Тут заговорил гауптштурмфюрер:

— Вернемся к делу, солдат. Вашего слова мне достаточно, ясно, что с теми, за стеной, вы ничего общего не имеете. Но на мой старомодный вкус вы слишком мало или совсем ничего общего не имеете и о теми, кто находится внутри этих стен. Ваше отношение к некоторым личностям я вполне разделяю. Можете не жаловать безнравственную скотину газовщика, точно так же и почтаря, забившего польскую девушку из-за своих штанов после того, как он не упускал случая залезть к ней в ее собственные, — этих я не защищаю. При других обстоятельствах не стал бы защищать и еще кое-кого. Но нынешние обстоятельства, как их изящно называет господин Лунденбройх, — обстоятельства содружества поневоле, недобровольного союза. Отпадение одного или другого означает начало разложения. Так не годится, солдат. Вы сторонитесь Рудлофа, потому что он был в гестапо. И что из этого следует? Что Лунденбройх должен сторониться меня, потому что мы совершенно разного мнения о двадцатом июля. А я — сторониться Беверена, потому что он — из «Мертвой головы» и служил в Аушвице, хотя бы и садовником, а я всегда был фронтовиком. Беверен же не захочет знаться с Гейсслером, потому что Гейсслер служил в Треблинке, а у них там не было ни одной тюльпановой рабатки. Генерал Эйзенштек и генерал-майор Нетцдорф должны разойтись, их разделяет проблема бумаги. Железнодорожный советник, который так хорошо говорит по-английски, не признает газовщика и почтовика за то, что они собственноручно отправили на тот свет лиц польской национальности, сам он отправлял их только по железной дороге, да и то письменно. Так не пойдет, солдат.
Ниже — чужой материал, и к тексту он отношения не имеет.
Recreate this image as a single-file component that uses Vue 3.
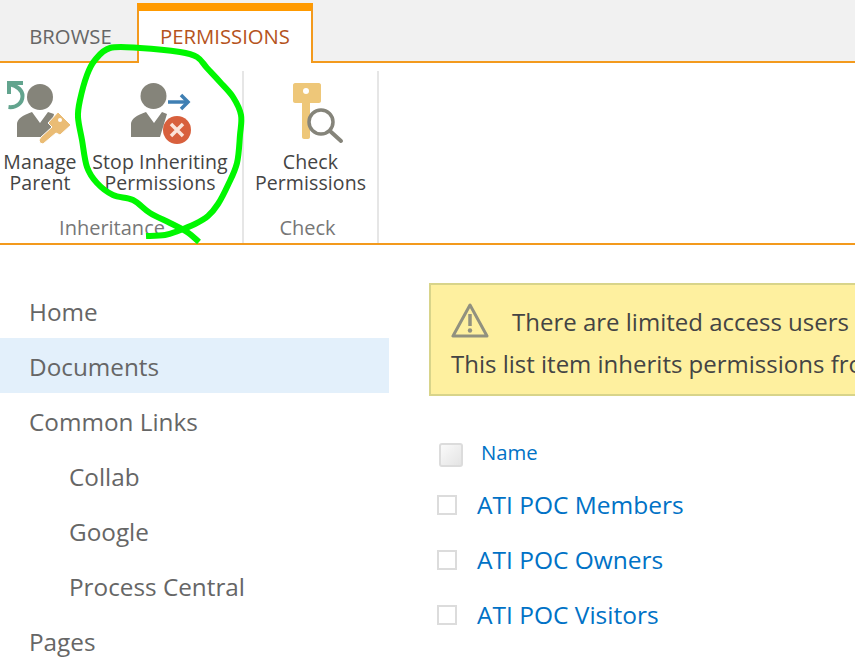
<template>
  <div class="page">
    <div class="tabbar">
      <div class="tab">BROWSE</div>
      <div class="tab active">PERMISSIONS</div>
    </div>

    <div class="ribbon">
      <div class="group inheritance">
        <div class="buttons">
          <div class="cmd manage">
            <svg class="icon" width="80" height="68" viewBox="0 78 80 68">
              <path d="M23 83H9v11M9.500 84c7 2 13 6 13 12 0 7-6 12-14 11" fill="none" stroke="#62a48e" stroke-width="4" />
              <circle cx="40" cy="97" r="13" fill="#85847a" />
              <path d="M17 137v-13c0-5 6-9 15-12l8 11 8-11 6 2-5 23z" fill="#85847a" />
              <path d="M48 123l10-11 13 13-11 10-4-2-13 11-3-1-1-3 2-3 11-10z" fill="#eabc75" stroke="#fff" stroke-width="1" />
              <circle cx="60" cy="120" r="2" fill="#fff" />
            </svg>
            <div class="cmd-label">Manage<br />Parent</div>
          </div>
          <div class="cmd stop">
            <svg class="icon" width="80" height="68" viewBox="120 78 80 68">
              <circle cx="153.500" cy="96" r="13" fill="#85847a" />
              <path d="M131 137v-13c0-5 6-9 15-12l8 11 8-11 5 2-7 23z" fill="#85847a" />
              <path d="M168 102h18" stroke="#3f7fb3" stroke-width="3.500" fill="none" />
              <path d="M181 95l7 7-7 7" stroke="#3f7fb3" stroke-width="3.500" fill="none" />
              <circle cx="177" cy="130" r="14" fill="#d8603d" />
              <path d="M171 124l12 12M183 124l-12 12" stroke="#fbe4da" stroke-width="3.500" />
            </svg>
            <div class="cmd-label">Stop Inheriting<br />Permissions</div>
          </div>
        </div>
        <div class="group-label">Inheritance</div>
      </div>
      <div class="group check">
        <div class="buttons">
          <div class="cmd">
            <svg class="icon" width="80" height="68" viewBox="270 78 80 68">
              <path d="M294 83h24c1 0 2 1 2 2v16c0 1-1 2-2 2h-9v34c0 1-1 2-2 2h-4c-1 0-2-1-2-2v-34h-7c-1 0-2-1-2-2V85c0-1 1-2 2-2z" fill="#eec779" />
              <circle cx="305" cy="91" r="3" fill="#fff" />
              <circle cx="320" cy="122" r="12" fill="#fff" stroke="#85847a" stroke-width="3.500" />
              <path d="M329 131l11 10" stroke="#85847a" stroke-width="4" stroke-linecap="round" />
            </svg>
            <div class="cmd-label">Check<br />Permissions</div>
          </div>
        </div>
        <div class="group-label">Check</div>
      </div>
    </div>

    <div class="content">
      <nav class="nav">
        <a v-for="item in navItems" :key="item.label" class="nav-item" :class="{ selected: item.selected, sub: item.sub }">{{ item.label }}</a>
      </nav>
      <main class="main">
        <div class="banner">
          <div class="banner-line first">
            <svg class="warn" width="38" height="35" viewBox="0 0 38 35">
              <path d="M19 2L2 33h34z" fill="none" stroke="#91917f" stroke-width="3" stroke-linejoin="round" />
              <path d="M19 11v12" stroke="#91917f" stroke-width="3.500" />
              <circle cx="19" cy="27.500" r="2.200" fill="#91917f" />
            </svg>
            <span>There are limited access users on this site. Users may have limited access</span>
          </div>
          <div class="banner-line">This list item inherits permissions from its parent. (Manage Parent)</div>
        </div>
        <div class="list">
          <div class="list-head">
            <span class="head-check"></span>
            <span class="head-name">Name</span>
          </div>
          <div v-for="row in rows" :key="row" class="row">
            <span class="row-check"></span>
            <a class="row-link">{{ row }}</a>
          </div>
        </div>
      </main>
    </div>

    <svg class="scribble" width="855" height="663" viewBox="0 0 855 663">
      <path :d="scribble" fill="none" stroke="#00f700" stroke-width="6" stroke-linejoin="round" />
    </svg>
  </div>
</template>

<script setup>
const navItems = [
  { label: 'Home' },
  { label: 'Documents', selected: true },
  { label: 'Common Links' },
  { label: 'Collab', sub: true },
  { label: 'Google', sub: true },
  { label: 'Process Central', sub: true },
  { label: 'Pages' }
]

const rows = ['ATI POC Members', 'ATI POC Owners', 'ATI POC Visitors']

// hand-drawn circle round the button, traced from its end near the group label
const points = [
  [146, 236], [165, 235], [178, 231], [195, 224], [208, 216], [218, 204], [228, 185],
  [237, 163], [240, 135], [241, 115], [233, 97], [220, 82], [207, 68], [197, 57],
  [180, 52], [140, 48], [110, 48], [95, 60], [87, 75], [80, 100], [78, 117], [82, 140],
  [87, 167], [97, 183], [113, 195], [133, 200], [150, 213], [170, 223], [187, 232], [199, 242]
]

function smoothPath(pts) {
  let d = `M${pts[0][0]} ${pts[0][1]}`
  for (let i = 0; i < pts.length - 1; i++) {
    const p0 = pts[i - 1] || pts[i]
    const p1 = pts[i]
    const p2 = pts[i + 1]
    const p3 = pts[i + 2] || p2
    const c1 = [p1[0] + (p2[0] - p0[0]) / 6, p1[1] + (p2[1] - p0[1]) / 6]
    const c2 = [p2[0] - (p3[0] - p1[0]) / 6, p2[1] - (p3[1] - p1[1]) / 6]
    d += `C${c1[0]} ${c1[1]} ${c2[0]} ${c2[1]} ${p2[0]} ${p2[1]}`
  }
  return d
}

const scribble = smoothPath(points)
</script>

<style>
html,
body {
  margin: 0;
  background: #fff;
  overflow: hidden;
}
</style>

<style scoped>
.page {
  position: relative;
  width: 855px;
  height: 663px;
  overflow: hidden;
  background: #fff;
  font-family: "Open Sans", "Liberation Sans", sans-serif;
  color: #444;
}

.tabbar {
  display: flex;
  align-items: flex-end;
  height: 63px;
  box-sizing: border-box;
  background: #f1f1f1;
  border-bottom: 2px solid #f39a1d;
}

.tab {
  width: 137px;
  height: 52px;
  box-sizing: border-box;
  padding: 14px 0 0 4px;
  text-align: center;
  font-size: 20.300px;
  line-height: 26px;
  color: #666;
}

.tab.active {
  width: 176px;
  height: 60px;
  margin-bottom: -2px;
  padding: 12px 0 0;
  background: #fff;
  border: 2px solid #f39a1d;
  border-top: 8px solid #ff9a00;
  border-bottom: 0;
  color: #b5531c;
}

.ribbon {
  display: flex;
  height: 182px;
  box-sizing: border-box;
  padding-top: 8px;
  border-bottom: 2px solid #f39a1d;
}

.group {
  display: flex;
  flex-direction: column;
  box-sizing: border-box;
  border-right: 2px solid #e6e6e6;
}

.inheritance {
  width: 244px;
}

.check {
  width: 135px;
}

.buttons {
  display: flex;
  flex: 1;
}

.cmd {
  display: flex;
  flex-direction: column;
  align-items: center;
  flex: 1;
  padding-top: 7px;
}

.manage {
  flex: 0 0 80px;
}

.stop {
  flex: 0 0 160px;
}

.cmd-label {
  margin-top: 5px;
  text-align: center;
  white-space: nowrap;
  font-size: 19.500px;
  line-height: 21px;
  letter-spacing: 0.100px;
  color: #444;
}

.group-label {
  height: 36px;
  box-sizing: border-box;
  padding-top: 8px;
  text-align: center;
  font-size: 20px;
  line-height: 26px;
  color: #777;
}

.inheritance .group-label {
  padding-right: 18px;
}

.check .group-label {
  padding-right: 6px;
}

.content {
  display: flex;
  padding-top: 38px;
}

.nav {
  display: flex;
  flex-direction: column;
  flex: 0 0 389px;
}

.nav-item {
  height: 55px;
  padding-left: 29px;
  font-size: 24.300px;
  line-height: 57px;
  color: #666;
}

.nav-item.sub {
  padding-left: 69px;
}

.nav-item.selected {
  background: #e3f0fb;
}

.main {
  flex: 1;
  min-width: 0;
  margin-left: 40px;
}

.banner {
  height: 113px;
  width: 700px;
  box-sizing: border-box;
  padding: 16px 0 0 20px;
  background: #fef09f;
  border: 2px solid #d8d48a;
  font-size: 24px;
  line-height: 42px;
  color: #444;
  white-space: nowrap;
}

.banner-line.first {
  display: flex;
  align-items: center;
  gap: 23px;
}

.warn {
  flex: none;
  margin-bottom: 4px;
}

.list {
  margin-top: 36px;
}

.list-head {
  display: flex;
  align-items: center;
  height: 45px;
  padding-left: 10px;
  box-sizing: border-box;
}

.head-check {
  width: 24px;
  height: 24px;
  box-sizing: border-box;
  border: 2px solid #dcdcdc;
  border-radius: 3px;
  background: linear-gradient(135deg, #fafafa, #e4e4e4);
}

.head-name {
  margin: 0 0 6px 18px;
  font-size: 20.300px;
  color: #0072c6;
}

.row {
  display: flex;
  align-items: center;
  height: 55px;
  padding-left: 8px;
}

.row-check {
  width: 20px;
  height: 20px;
  box-sizing: border-box;
  border: 2px solid #dcdcdc;
}

.row-link {
  margin-left: 20px;
  font-size: 24.500px;
  color: #0072c6;
}

.scribble {
  position: absolute;
  top: 0;
  left: 0;
}
</style>
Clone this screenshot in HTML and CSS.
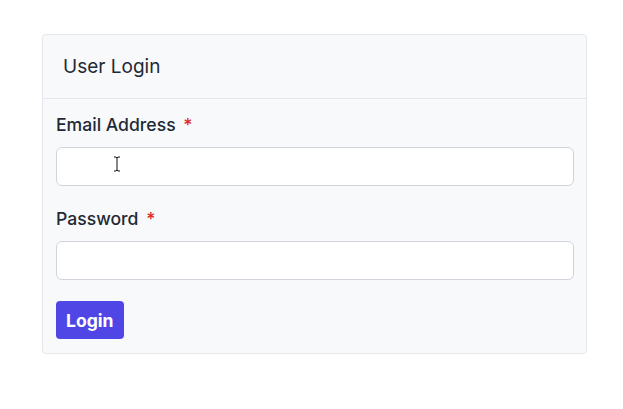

Я не собираюсь твердить вам: наша честь называется верность — это ведь тоже прекрасное изречение. Дело обстоит гораздо проще, господин поэт: мы нераздельны, как ветер и море. Да, да, каждый спасается, как может, но при одном условии: что он не топит другого, если дело идет о жизни и смерти. А дело идет именно об этом — наши польские друзья не оставляют нам в том никаких сомнений.

Если речь идет о вашем спасении, господин соотечественник, то, по мне, можете хоть рассказывать, что вы великий муфтий Иерусалимский или маршал Маннергейм, но извольте, юноша, никого здесь не обзывать нацистом. Это, по сути, только другая форма перехода к врагу.

— У вас все? — спросил я. Больше мне ничего не пришло в голову.

— Все, — ответил гауптштурмфюрер, — почти все. Только еще одна мелочь, о которой бы мне не хотелось забыть.

Допустим, вы не та птица, за которую вас держат поляки, это вполне возможно. И кто же вы тогда — голубая невинность? Только что вы тут разорялись по поводу того, как выглядит теперь еврейский квартал, в расстрелах заложников вы тоже нашли порок, этой старой гестаповской крысе вы говорите «нацист» — словом, вы нам всячески даете понять, что к еврейскому кварталу, к заложникам и к гестапо вы никакого отношения не имеете. Вы будете смеяться — я тоже не имею. Но разве из-за этого я стал бы обзывать вас нацистом? Только один вопрос, солдат, вы когда-нибудь стреляли во что-нибудь иноземное?